Thursday, July 16, 2009

Natalya Estemirova Kidnapped and Murdered

"Estemirova was a lawyer who documented abductions, torture, and other human rights abuses in Chechnya. She worked with reporters, including murdered journalist Anna Politkovskaya [scroll through posts], and other human rights groups."--Gregory Feifer at RFE/RL (7-16-09)

"Natalia was kidnapped near her home in Chechnya. She was thrown into a van and disappeared. Now she has been found dead, with two bullet wounds in her head, in the neighboring region of Ingushetia.

It is a horrible event, and yet it is just the latest of many outrages against Russians devoted to truth-telling. Each time, the reaction is the same: the howls of anger, the dramatic funeral, the icy indifference of the Russian government, and a prolonged investigation and a trial scripted by Dostoyevsky."---David Remnick in The New Yorker, 7-16-09 [Listen to his taped interview with Estemirova]

Gregory Feifer at RFE/RL (7-16-09) reports:

A prominent Russian human rights activist has been found dead hours after being kidnapped in the North Caucasus region.

Natalya Estemirova worked for Memorial, one of Russia's oldest human rights organizations. She was bundled into a car early on July 15 as she left her home in the Chechen capital, Grozny, her Memorial colleague Aleksandr Cherkasov said.

"Because Natasha had a few meetings scheduled for today and she did not show up for any of those meetings, her colleagues went to her house and found people who had witnessed her being kidnapped," Cherkasov said.

"They said they saw Natasha being thrown into a white Lada [car]. As she was pushed into the car, she shouted that she was being kidnapped."

A spokeswoman for Ingushetia's Interior Ministry told RFE/RL's Russian Service that Estemirova's body was found hours later in the neighboring region of Ingushetia.

"She was found at about 5:30 p.m. in the woods outside the village of Gazi-Yurt in the region of Nazran near the Kavkaz highway. She had bullet wounds to her head," the spokeswoman said.

A spokeswoman for Russian President Dmitry Medvedev said he was "outraged" at the killing and has ordered an investigation.

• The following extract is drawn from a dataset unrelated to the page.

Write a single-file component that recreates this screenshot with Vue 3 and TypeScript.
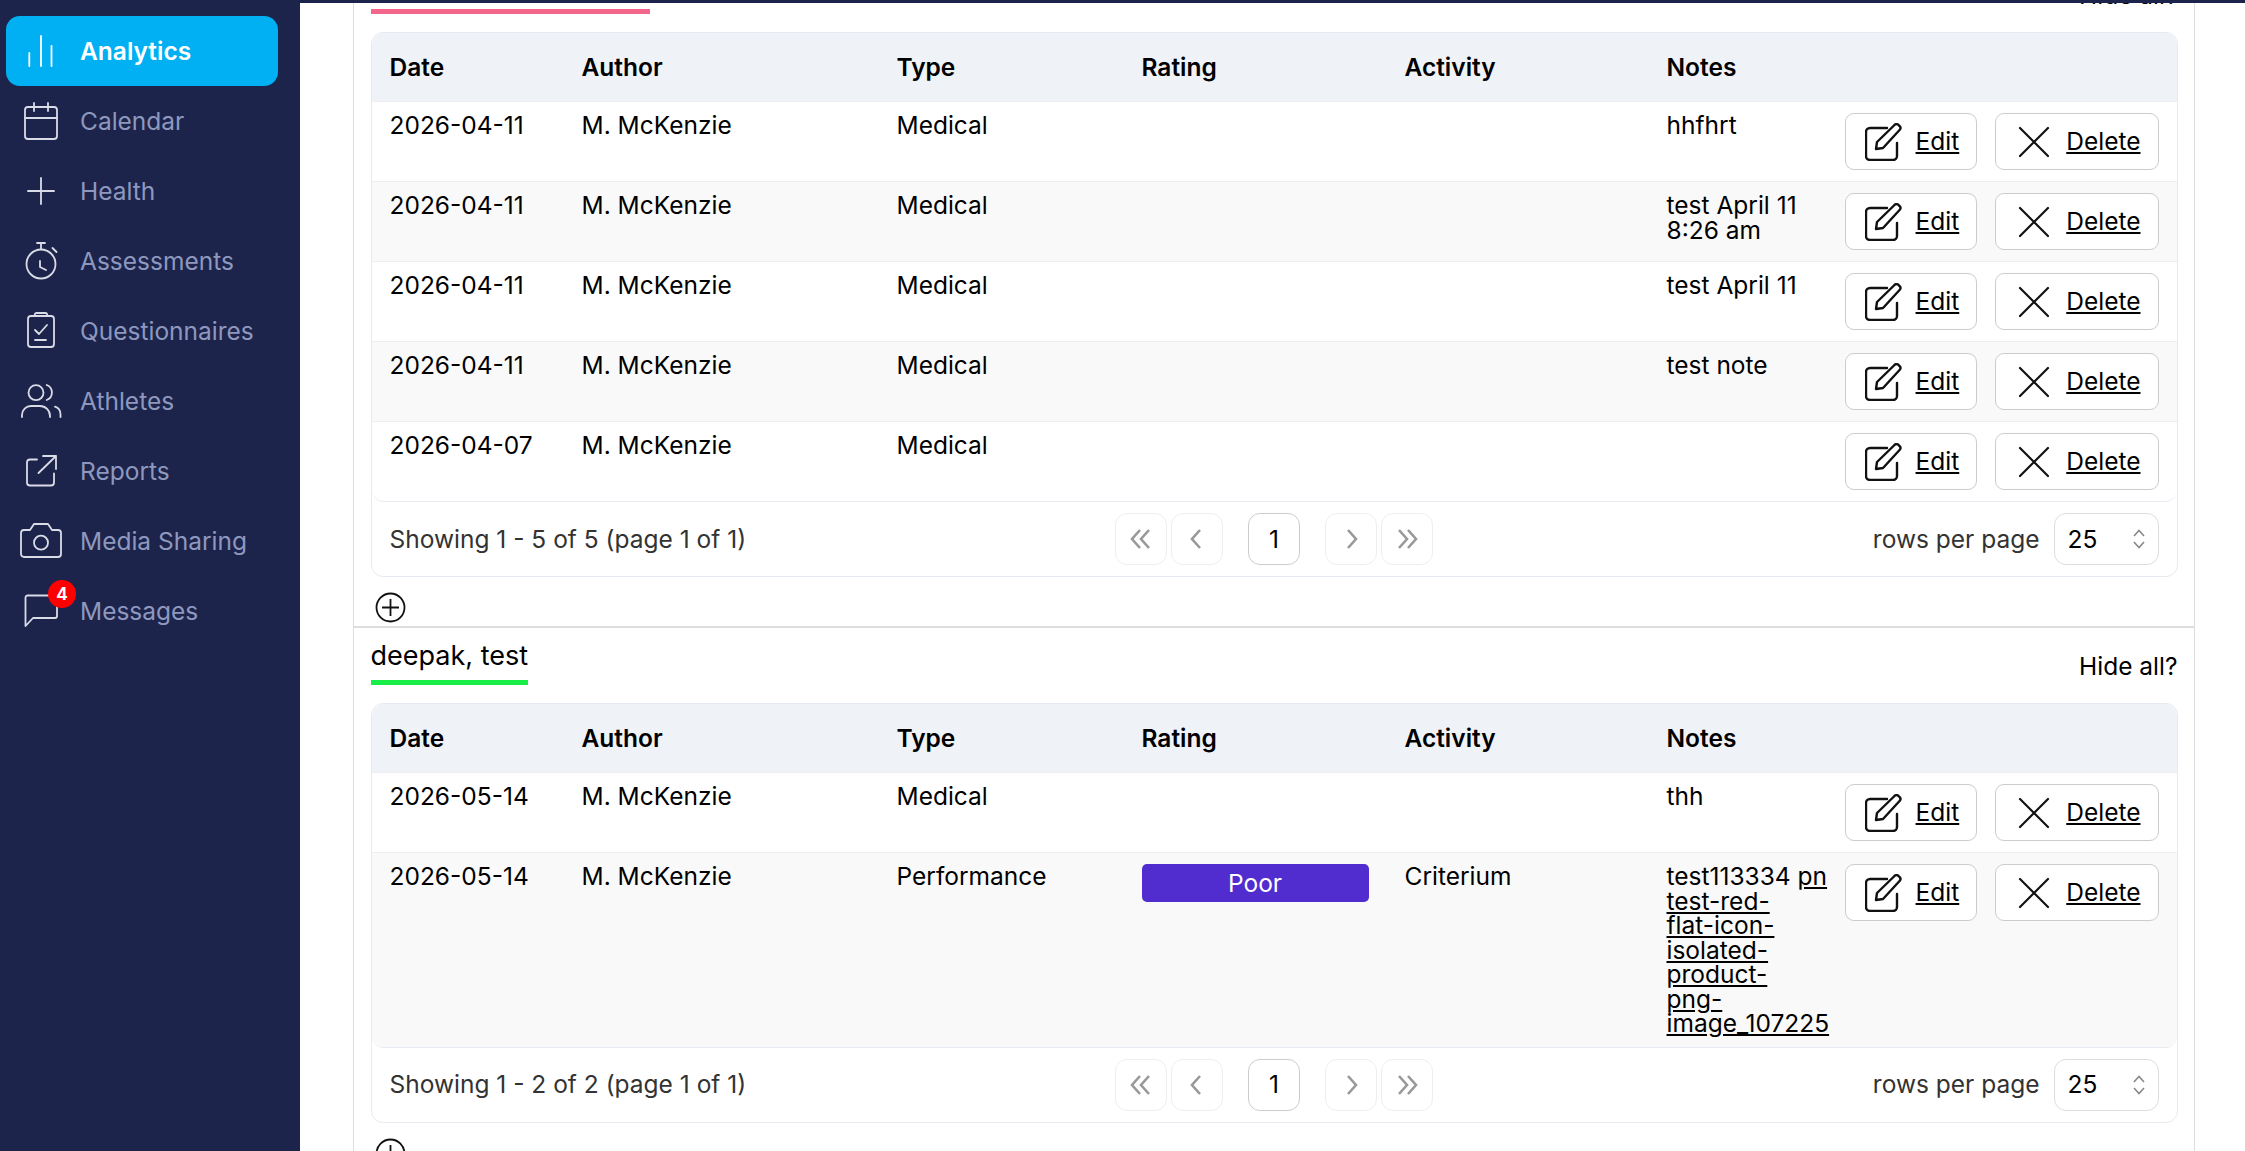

In Washington, the White House said it was "deeply disturbed and saddened" by Estemirova's murder.

"We call upon the Russian government to bring to justice those responsible for this outrageous crime and demonstrate that lawlessness and impunity will not be tolerated," White House National Security Council spokesman Mike Hammer said.

Exposing Abuses In Chechnya

Estemirova was a lawyer who documented abductions, torture, and other human rights abuses in Chechnya. She worked with reporters, including murdered journalist Anna Politkovskaya, and other human rights groups.

Tanya Lokshina of Human Rights Watch said Estemirova's work was vital to uncovering abuses in Chechnya. She said Estemirova "was one of the main people who documented the most terrible crimes during the second Chechen war: torture, extrajudicial executions, abductions. "Natasha has until now remained one of the few people who have continued reporting crimes perpetrated by forces controlled by Chechen President Ramzan Kadyrov."

Estemirova was awarded the first Anna Politkovskaya Prize in 2007 by the Nobel Women's Initiative. Speaking to RFE/RL's North Caucasus Service shortly after, she said the authorities were doing nothing to investigate abuses documented by Memorial."

Changes have happened, changes for the worse. As far as human rights go, it is worse because, first of all, nothing has been done to investigate the crimes that have been committed in Chechnya since 2000," Estemirova said.

"We are mainly working in Strasbourg [with the European Court of Human Rights]. It is there where these Chechen cases are being heard. It is there where the criminals and the victims of these criminals are being named and where it is being demanded that these cases be investigated in Russia.

"Estemirova's death comes amid a spike in almost daily shootings and bombings in Chechnya and other provinces in Russia's North Caucasus region. Memorial Chairman Oleg Orlov called Estemirova's death an "extrajudicial execution."

"Those who killed her don't want information about what's going on in Chechnya to be known outside the region," Orlov said. "I know who's behind this killing, who's to blame. I can give his name and title. It's Ramzan Kadyrov, president of the Chechen region.

"Estemirova is the latest of many prominent Kremlin critics to have been killed in what human rights groups say is an atmosphere of impunity. Lawyer Stanislav Markelov, another of those to have worked with Estemirova, was gunned down on a Moscow street in January.